The second goal of the current study was to examine decreased efficiency of motion processing in adolescents with ASD, as well as their SIBS, using a novel approach that controls for detectability. In the field of vision science, the “detection/motion” DET – MOT paradigm compares contrast sensitivity for detection of a moving grating stimulus (DET) to contrast sensitivity for direction-of-motion discrimination (MOT) of the same moving grating stimulus (Dobkins & Teller, 1996
; Graham, 1989
; Green, 1983
; Lindsey & Teller, 1990
; Palmer, Mobley, & Teller, 1993
; Watson, Thompson, Murphy, & Nachmias, 1980
).

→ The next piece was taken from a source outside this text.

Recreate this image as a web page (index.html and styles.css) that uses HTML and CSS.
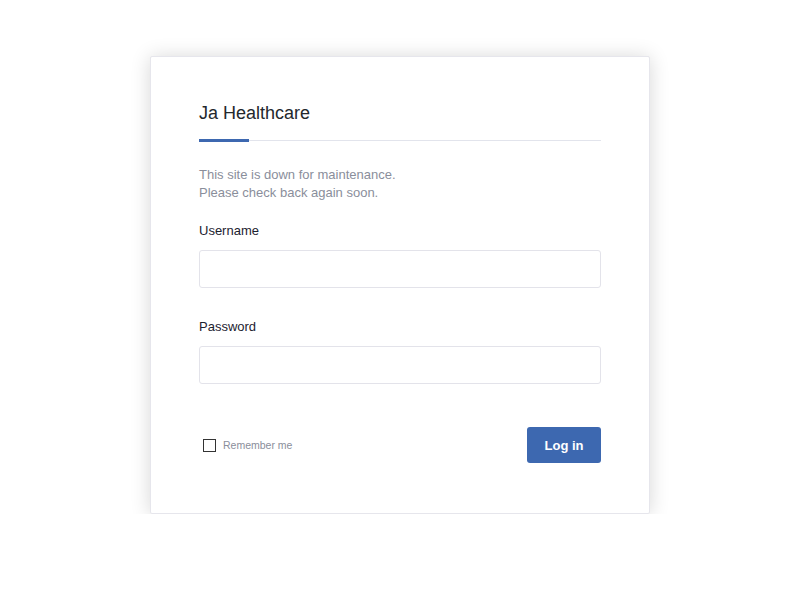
FILE: index.html
```html
<!DOCTYPE html>
<html>
<head>
<meta charset="utf-8">
<link rel="stylesheet" href="styles.css">
</head>
<body>
<div class="card">
  <div class="title">Ja Healthcare</div>
  <p class="notice">This site is down for maintenance.<br>Please check back again soon.</p>
  <label class="label">Username</label>
  <div class="input"></div>
  <label class="label">Password</label>
  <div class="input"></div>
  <div class="actions">
    <label class="remember"><span class="box"></span>Remember me</label>
    <button class="btn">Log in</button>
  </div>
</div>
</body>
</html>
```

FILE: styles.css
```css
html, body { margin: 0; padding: 0; background: #fff; }
body { font-family: "Liberation Sans", Arial, sans-serif; }
.card {
  box-sizing: border-box;
  width: 500px;
  margin: 56px auto 0;
  padding: 46px 48px 50px;
  background: #fff;
  border: 1px solid #e6e6ec;
  border-radius: 2px;
  box-shadow: 0 1px 20px rgba(0,0,0,0.16);
}
.title {
  position: relative;
  font-size: 18px;
  line-height: 21px;
  color: #23282d;
  padding-bottom: 16px;
  border-bottom: 1px solid #e2e4ec;
}
.title::after {
  content: "";
  position: absolute;
  left: 0;
  bottom: -2px;
  width: 50px;
  height: 3px;
  background: #3d68b0;
}
.notice {
  margin: 25px 0 0;
  font-size: 13px;
  line-height: 18px;
  color: #8a8e9b;
}
.label {
  display: block;
  margin-top: 20px;
  font-size: 13px;
  line-height: 18px;
  color: #1c2230;
}
.input {
  box-sizing: border-box;
  height: 38px;
  margin-top: 10px;
  border: 1px solid #e3e3ea;
  border-radius: 3px;
}
.input + .label { margin-top: 30px; }
.actions {
  display: flex;
  justify-content: space-between;
  align-items: center;
  margin-top: 43px;
}
.remember {
  display: flex;
  align-items: center;
  font-size: 10.5px;
  color: #8a8e9b;
  padding-left: 4px;
}
.box {
  box-sizing: border-box;
  width: 13px;
  height: 13px;
  border: 1px solid #333;
  margin-right: 7px;
}
.btn {
  width: 74px;
  height: 36px;
  border: none;
  border-radius: 3px;
  background: #3d68b0;
  color: #fff;
  font-family: "Liberation Sans", Arial, sans-serif;
  font-weight: bold;
  font-size: 13px;
}
```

Here, a DET – MOT difference score of 0 indicates that contrast levels sufficient for detection of motion are sufficient for discriminating direction of motion, which suggests efficient motion processing. By contrast, a DET – MOT difference score greater than 0 indicates that contrast levels sufficient for detection of motion are not sufficient for discriminating direction of motion. This suggests inefficient motion processing, either because motion detectors are themselves impaired and/or because of reduced input from neural areas that project to motion detectors (see Dobkins, 2005
; Dobkins & Albright, 2004
, for review). This DET – MOT paradigm is especially valuable for studies of clinical populations, as one need to ensure that an impairment observed on a motion task is not simply a result of a lesser ability to detect the presence of the motion stimulus per se. The DET – MOT paradigm has the equally important benefit of determining whether an apparent lack of impairment on a motion task results from a combination of inefficient motion processing that is counteracted by an overall enhanced ability to simply detect the motion stimulus.

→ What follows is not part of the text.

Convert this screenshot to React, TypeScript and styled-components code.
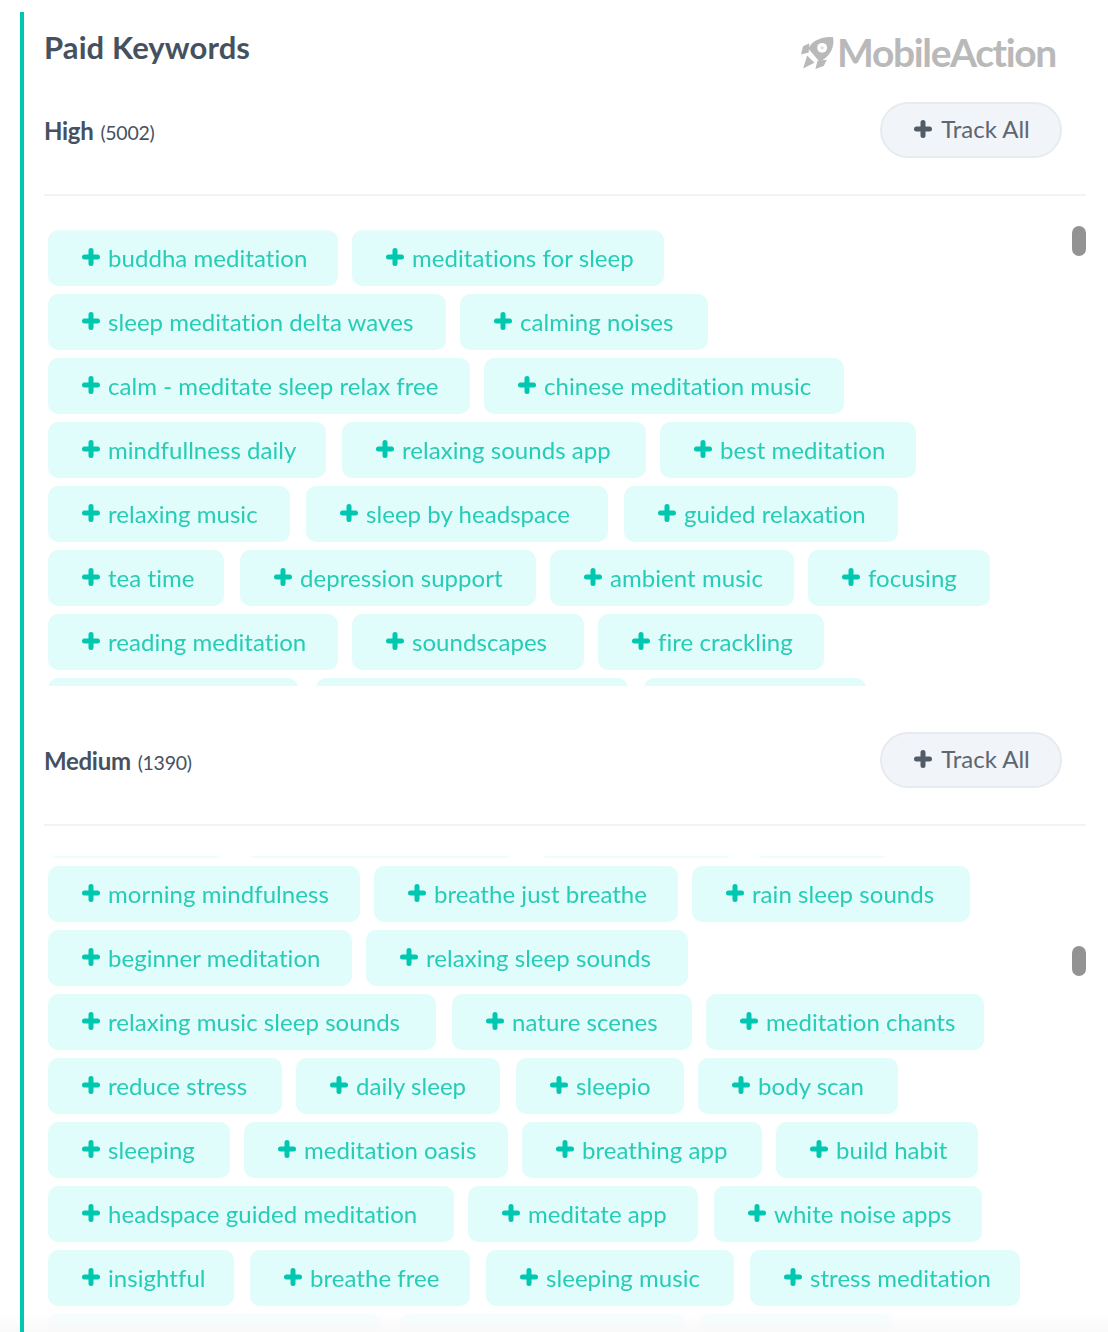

The DET – MOT paradigm measures direction discrimination abilities while controlling for stimulus detectability. An elevated DET – MOT difference score indicates inefficient motion processing, either because the motion detectors are themselves impaired and/or because of reduced input from neural areas that project to motion detectors. Given that there are numerous examples within the literature of impaired motion perception in ASD, we predicted that participants with ASD would exhibit higher DET – MOT difference scores than the TD controls. If inefficient motion processing is an endophenotype of ASD then we also expected to see higher DET – MOT difference scores in the SIBS group compared to controls. As described in the Discussion, by looking to see whether group differences on this metric were greater for luminance or chromatic stimuli, we hoped to differentiate between impairments in motion detectors vs. reduced input to motion detectors.